| Stated problem |
Would you repeat the listing exactly but omit every picture?

| Collected data |
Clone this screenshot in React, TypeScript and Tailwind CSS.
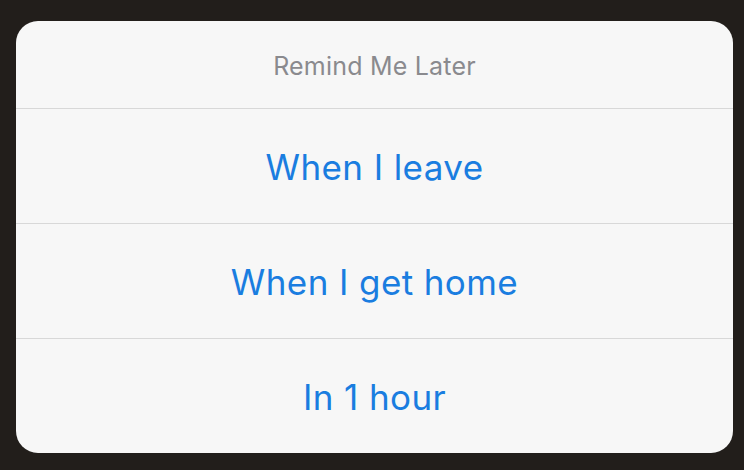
import React from "react";

export default function App() {
  const rows = ["When I leave", "When I get home", "In 1 hour"];
  return (
    <div
      className="w-[744px] h-[470px] bg-[#221e1b] pl-[16px] pt-[21px]"
      style={{ fontFamily: "Inter, 'Liberation Sans', sans-serif" }}
    >
      <div className="w-[717px] h-[432px] rounded-[22px] bg-[#f7f7f7] overflow-hidden flex flex-col">
        <div className="h-[88px] flex items-center justify-center border-b border-[#d8d8d8] pt-[4px]">
          <span className="text-[25px] text-[#8a8a8e] tracking-[0.2px]">Remind Me Later</span>
        </div>
        {rows.map((r, i) => (
          <div
            key={r}
            className={
              i < rows.length - 1
                ? "h-[115px] flex items-center justify-center border-b border-[#d8d8d8] pt-[2px]"
                : "flex-1 flex items-center justify-center pt-[2px]"
            }
          >
            <span className="text-[35px] text-[#1a7de0] tracking-[0.4px]">{r}</span>
          </div>
        ))}
      </div>
    </div>
  );
}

| Task result |
Clone this screenshot in React, TypeScript and Tailwind CSS.
import React from "react";

export default function App() {
  const rows = ["When I leave", "When I get home", "In 1 hour"];
  return (
    <div
      className="w-[744px] h-[470px] bg-[#221e1b] pl-[16px] pt-[21px]"
      style={{ fontFamily: "Inter, 'Liberation Sans', sans-serif" }}
    >
      <div className="w-[717px] h-[432px] rounded-[22px] bg-[#f7f7f7] overflow-hidden flex flex-col">
        <div className="h-[88px] flex items-center justify-center border-b border-[#d8d8d8] pt-[4px]">
          <span className="text-[25px] text-[#8a8a8e] tracking-[0.2px]">Remind Me Later</span>
        </div>
        {rows.map((r, i) => (
          <div
            key={r}
            className={
              i < rows.length - 1
                ? "h-[115px] flex items-center justify-center border-b border-[#d8d8d8] pt-[2px]"
                : "flex-1 flex items-center justify-center pt-[2px]"
            }
          >
            <span className="text-[35px] text-[#1a7de0] tracking-[0.4px]">{r}</span>
          </div>
        ))}
      </div>
    </div>
  );
}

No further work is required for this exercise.